====== Provided data ======
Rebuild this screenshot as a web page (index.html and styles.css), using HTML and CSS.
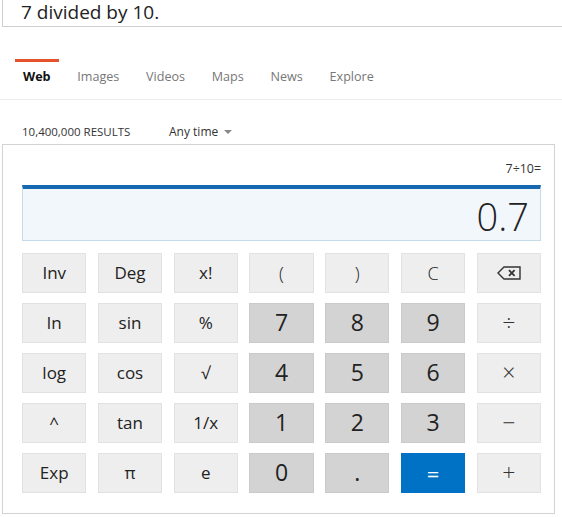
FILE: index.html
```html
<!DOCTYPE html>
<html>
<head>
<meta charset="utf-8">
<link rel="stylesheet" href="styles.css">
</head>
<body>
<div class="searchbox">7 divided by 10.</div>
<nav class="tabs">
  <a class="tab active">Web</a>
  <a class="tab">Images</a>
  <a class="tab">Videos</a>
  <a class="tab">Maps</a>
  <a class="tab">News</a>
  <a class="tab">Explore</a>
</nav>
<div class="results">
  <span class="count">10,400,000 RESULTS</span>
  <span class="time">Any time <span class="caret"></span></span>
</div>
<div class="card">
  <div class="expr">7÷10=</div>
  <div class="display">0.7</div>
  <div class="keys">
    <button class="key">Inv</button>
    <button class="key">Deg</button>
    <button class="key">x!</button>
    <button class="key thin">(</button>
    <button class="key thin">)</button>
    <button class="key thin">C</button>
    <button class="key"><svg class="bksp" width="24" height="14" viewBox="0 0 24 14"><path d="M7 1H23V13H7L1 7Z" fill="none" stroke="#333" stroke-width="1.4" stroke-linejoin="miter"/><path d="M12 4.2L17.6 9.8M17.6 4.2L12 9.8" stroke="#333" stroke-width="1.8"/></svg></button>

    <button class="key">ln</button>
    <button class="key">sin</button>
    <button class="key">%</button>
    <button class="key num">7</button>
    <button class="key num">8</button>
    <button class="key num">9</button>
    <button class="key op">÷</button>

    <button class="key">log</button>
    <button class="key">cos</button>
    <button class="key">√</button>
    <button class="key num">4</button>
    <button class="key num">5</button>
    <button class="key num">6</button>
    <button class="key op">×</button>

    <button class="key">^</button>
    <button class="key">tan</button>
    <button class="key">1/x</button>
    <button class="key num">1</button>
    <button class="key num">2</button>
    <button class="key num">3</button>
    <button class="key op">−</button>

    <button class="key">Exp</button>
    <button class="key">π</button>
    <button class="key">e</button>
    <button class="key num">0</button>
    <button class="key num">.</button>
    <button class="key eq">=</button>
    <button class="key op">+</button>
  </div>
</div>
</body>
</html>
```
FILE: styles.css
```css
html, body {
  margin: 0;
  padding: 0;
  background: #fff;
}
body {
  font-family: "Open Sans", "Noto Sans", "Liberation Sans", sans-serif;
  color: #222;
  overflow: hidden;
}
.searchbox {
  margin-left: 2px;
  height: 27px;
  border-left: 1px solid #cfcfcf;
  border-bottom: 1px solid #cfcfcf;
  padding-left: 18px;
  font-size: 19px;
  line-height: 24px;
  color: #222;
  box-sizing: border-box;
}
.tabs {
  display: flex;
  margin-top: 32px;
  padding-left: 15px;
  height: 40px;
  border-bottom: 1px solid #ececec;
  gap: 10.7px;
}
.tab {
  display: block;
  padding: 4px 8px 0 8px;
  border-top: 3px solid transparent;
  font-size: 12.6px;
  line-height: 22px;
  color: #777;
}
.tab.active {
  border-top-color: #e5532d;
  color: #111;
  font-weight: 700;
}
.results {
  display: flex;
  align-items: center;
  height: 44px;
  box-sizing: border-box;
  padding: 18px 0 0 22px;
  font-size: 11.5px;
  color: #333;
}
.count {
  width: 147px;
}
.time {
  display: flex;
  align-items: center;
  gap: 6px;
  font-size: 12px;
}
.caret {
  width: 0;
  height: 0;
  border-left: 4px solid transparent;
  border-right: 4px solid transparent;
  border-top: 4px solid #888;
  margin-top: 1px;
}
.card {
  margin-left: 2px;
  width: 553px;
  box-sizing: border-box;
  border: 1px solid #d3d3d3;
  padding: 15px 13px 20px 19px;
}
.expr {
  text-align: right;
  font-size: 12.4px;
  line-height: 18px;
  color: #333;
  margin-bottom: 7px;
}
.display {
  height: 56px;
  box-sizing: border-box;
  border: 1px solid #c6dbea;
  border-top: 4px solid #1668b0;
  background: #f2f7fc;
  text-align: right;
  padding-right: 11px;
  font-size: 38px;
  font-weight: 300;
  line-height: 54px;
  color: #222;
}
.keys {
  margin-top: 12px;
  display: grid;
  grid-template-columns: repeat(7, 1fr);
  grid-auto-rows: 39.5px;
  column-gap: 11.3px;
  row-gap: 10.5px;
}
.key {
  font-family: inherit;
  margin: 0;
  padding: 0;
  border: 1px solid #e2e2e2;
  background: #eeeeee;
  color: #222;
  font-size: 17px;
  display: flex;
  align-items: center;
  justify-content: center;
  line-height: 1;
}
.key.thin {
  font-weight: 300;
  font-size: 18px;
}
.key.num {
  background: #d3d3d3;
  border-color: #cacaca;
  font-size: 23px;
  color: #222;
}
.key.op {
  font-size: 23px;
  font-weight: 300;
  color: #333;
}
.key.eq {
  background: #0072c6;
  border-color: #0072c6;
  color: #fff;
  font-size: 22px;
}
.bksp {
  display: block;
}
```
======
Exercise requirements -
Copy all lines from the material that contain "styles".

Task solution -
Rebuild this screenshot as a web page (index.html and styles.css), using HTML and CSS.
<link rel="stylesheet" href="styles.css">
FILE: styles.css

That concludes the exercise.